Web page code records
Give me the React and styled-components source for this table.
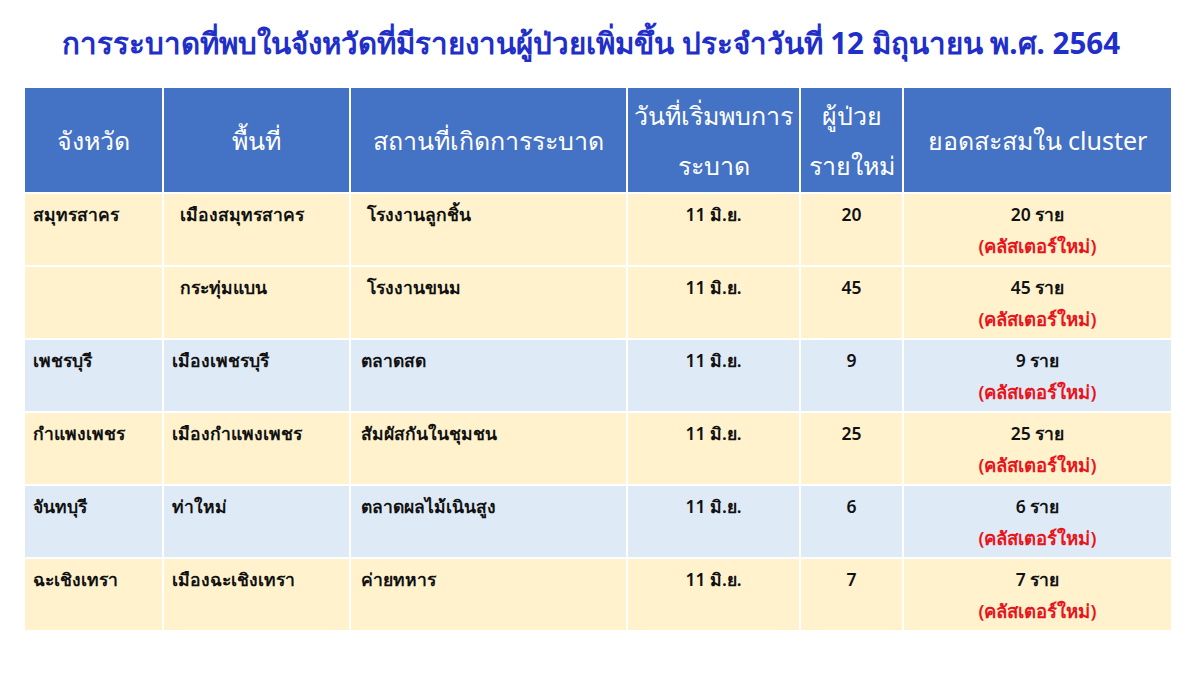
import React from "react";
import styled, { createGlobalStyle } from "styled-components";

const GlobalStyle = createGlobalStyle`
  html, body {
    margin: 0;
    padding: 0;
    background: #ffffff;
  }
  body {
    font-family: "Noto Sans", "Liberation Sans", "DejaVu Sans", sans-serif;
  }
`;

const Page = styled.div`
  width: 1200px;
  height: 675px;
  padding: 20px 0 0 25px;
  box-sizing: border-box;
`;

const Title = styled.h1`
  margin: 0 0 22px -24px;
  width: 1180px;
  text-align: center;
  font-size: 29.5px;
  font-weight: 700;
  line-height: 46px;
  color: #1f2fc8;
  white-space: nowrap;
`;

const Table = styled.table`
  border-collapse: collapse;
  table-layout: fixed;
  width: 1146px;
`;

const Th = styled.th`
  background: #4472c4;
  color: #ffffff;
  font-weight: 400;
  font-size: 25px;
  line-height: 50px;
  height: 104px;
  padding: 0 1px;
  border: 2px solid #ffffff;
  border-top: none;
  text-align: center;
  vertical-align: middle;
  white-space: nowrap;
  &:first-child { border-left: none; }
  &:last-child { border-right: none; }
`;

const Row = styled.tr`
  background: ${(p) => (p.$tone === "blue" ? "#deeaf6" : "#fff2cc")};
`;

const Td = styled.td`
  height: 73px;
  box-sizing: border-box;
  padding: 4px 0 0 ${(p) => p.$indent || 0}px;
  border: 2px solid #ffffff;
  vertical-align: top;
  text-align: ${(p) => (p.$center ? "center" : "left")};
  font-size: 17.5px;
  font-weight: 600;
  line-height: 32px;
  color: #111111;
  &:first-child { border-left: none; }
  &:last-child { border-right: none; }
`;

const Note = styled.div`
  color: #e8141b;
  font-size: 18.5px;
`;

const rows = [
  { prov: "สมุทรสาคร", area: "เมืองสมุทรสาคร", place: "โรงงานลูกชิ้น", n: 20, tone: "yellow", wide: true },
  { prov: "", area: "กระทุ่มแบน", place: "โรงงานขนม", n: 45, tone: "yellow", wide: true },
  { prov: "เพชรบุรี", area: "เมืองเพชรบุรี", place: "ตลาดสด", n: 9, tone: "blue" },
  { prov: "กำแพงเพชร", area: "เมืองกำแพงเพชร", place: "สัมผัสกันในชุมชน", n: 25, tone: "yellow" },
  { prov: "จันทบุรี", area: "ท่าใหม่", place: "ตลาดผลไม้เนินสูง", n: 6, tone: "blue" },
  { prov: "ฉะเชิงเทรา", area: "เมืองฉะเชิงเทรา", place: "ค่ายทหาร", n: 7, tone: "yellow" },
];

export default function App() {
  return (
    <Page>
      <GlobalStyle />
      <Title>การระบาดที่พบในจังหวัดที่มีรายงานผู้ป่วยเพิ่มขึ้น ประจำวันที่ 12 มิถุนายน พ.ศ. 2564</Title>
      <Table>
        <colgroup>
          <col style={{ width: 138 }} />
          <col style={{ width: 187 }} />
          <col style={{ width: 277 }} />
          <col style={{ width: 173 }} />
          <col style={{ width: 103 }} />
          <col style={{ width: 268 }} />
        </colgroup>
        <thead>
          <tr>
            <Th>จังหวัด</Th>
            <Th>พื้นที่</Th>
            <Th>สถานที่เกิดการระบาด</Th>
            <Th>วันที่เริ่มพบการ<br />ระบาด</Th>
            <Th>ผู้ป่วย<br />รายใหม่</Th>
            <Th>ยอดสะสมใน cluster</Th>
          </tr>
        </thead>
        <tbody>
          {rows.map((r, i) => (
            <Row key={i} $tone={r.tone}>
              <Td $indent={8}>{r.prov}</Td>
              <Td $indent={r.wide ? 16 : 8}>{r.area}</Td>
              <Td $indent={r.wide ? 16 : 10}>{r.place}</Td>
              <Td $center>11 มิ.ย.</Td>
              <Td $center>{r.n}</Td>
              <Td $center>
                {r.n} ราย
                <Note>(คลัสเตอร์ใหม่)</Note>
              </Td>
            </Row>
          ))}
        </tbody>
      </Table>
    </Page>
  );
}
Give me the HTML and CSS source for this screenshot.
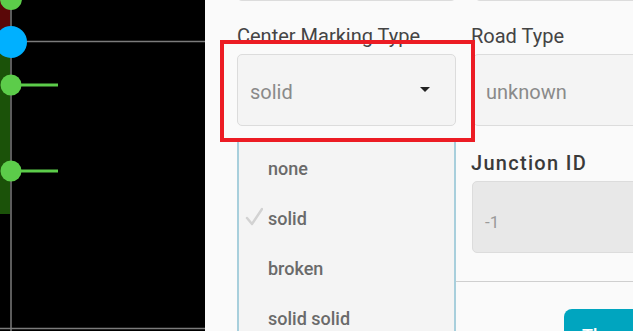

◆ Set problem: Reproduce the listing word for word and omit its pictures.

◆ Solution to this exercise:
Give me the React and styled-components source for this table.
import React from "react";
import styled, { createGlobalStyle } from "styled-components";

const GlobalStyle = createGlobalStyle`
  html, body {
    margin: 0;
    padding: 0;
    background: #ffffff;
  }
  body {
    font-family: "Noto Sans", "Liberation Sans", "DejaVu Sans", sans-serif;
  }
`;

const Page = styled.div`
  width: 1200px;
  height: 675px;
  padding: 20px 0 0 25px;
  box-sizing: border-box;
`;

const Title = styled.h1`
  margin: 0 0 22px -24px;
  width: 1180px;
  text-align: center;
  font-size: 29.5px;
  font-weight: 700;
  line-height: 46px;
  color: #1f2fc8;
  white-space: nowrap;
`;

const Table = styled.table`
  border-collapse: collapse;
  table-layout: fixed;
  width: 1146px;
`;

const Th = styled.th`
  background: #4472c4;
  color: #ffffff;
  font-weight: 400;
  font-size: 25px;
  line-height: 50px;
  height: 104px;
  padding: 0 1px;
  border: 2px solid #ffffff;
  border-top: none;
  text-align: center;
  vertical-align: middle;
  white-space: nowrap;
  &:first-child { border-left: none; }
  &:last-child { border-right: none; }
`;

const Row = styled.tr`
  background: ${(p) => (p.$tone === "blue" ? "#deeaf6" : "#fff2cc")};
`;

const Td = styled.td`
  height: 73px;
  box-sizing: border-box;
  padding: 4px 0 0 ${(p) => p.$indent || 0}px;
  border: 2px solid #ffffff;
  vertical-align: top;
  text-align: ${(p) => (p.$center ? "center" : "left")};
  font-size: 17.5px;
  font-weight: 600;
  line-height: 32px;
  color: #111111;
  &:first-child { border-left: none; }
  &:last-child { border-right: none; }
`;

const Note = styled.div`
  color: #e8141b;
  font-size: 18.5px;
`;

const rows = [
  { prov: "สมุทรสาคร", area: "เมืองสมุทรสาคร", place: "โรงงานลูกชิ้น", n: 20, tone: "yellow", wide: true },
  { prov: "", area: "กระทุ่มแบน", place: "โรงงานขนม", n: 45, tone: "yellow", wide: true },
  { prov: "เพชรบุรี", area: "เมืองเพชรบุรี", place: "ตลาดสด", n: 9, tone: "blue" },
  { prov: "กำแพงเพชร", area: "เมืองกำแพงเพชร", place: "สัมผัสกันในชุมชน", n: 25, tone: "yellow" },
  { prov: "จันทบุรี", area: "ท่าใหม่", place: "ตลาดผลไม้เนินสูง", n: 6, tone: "blue" },
  { prov: "ฉะเชิงเทรา", area: "เมืองฉะเชิงเทรา", place: "ค่ายทหาร", n: 7, tone: "yellow" },
];

export default function App() {
  return (
    <Page>
      <GlobalStyle />
      <Title>การระบาดที่พบในจังหวัดที่มีรายงานผู้ป่วยเพิ่มขึ้น ประจำวันที่ 12 มิถุนายน พ.ศ. 2564</Title>
      <Table>
        <colgroup>
          <col style={{ width: 138 }} />
          <col style={{ width: 187 }} />
          <col style={{ width: 277 }} />
          <col style={{ width: 173 }} />
          <col style={{ width: 103 }} />
          <col style={{ width: 268 }} />
        </colgroup>
        <thead>
          <tr>
            <Th>จังหวัด</Th>
            <Th>พื้นที่</Th>
            <Th>สถานที่เกิดการระบาด</Th>
            <Th>วันที่เริ่มพบการ<br />ระบาด</Th>
            <Th>ผู้ป่วย<br />รายใหม่</Th>
            <Th>ยอดสะสมใน cluster</Th>
          </tr>
        </thead>
        <tbody>
          {rows.map((r, i) => (
            <Row key={i} $tone={r.tone}>
              <Td $indent={8}>{r.prov}</Td>
              <Td $indent={r.wide ? 16 : 8}>{r.area}</Td>
              <Td $indent={r.wide ? 16 : 10}>{r.place}</Td>
              <Td $center>11 มิ.ย.</Td>
              <Td $center>{r.n}</Td>
              <Td $center>
                {r.n} ราย
                <Note>(คลัสเตอร์ใหม่)</Note>
              </Td>
            </Row>
          ))}
        </tbody>
      </Table>
    </Page>
  );
}
Give me the HTML and CSS source for this screenshot.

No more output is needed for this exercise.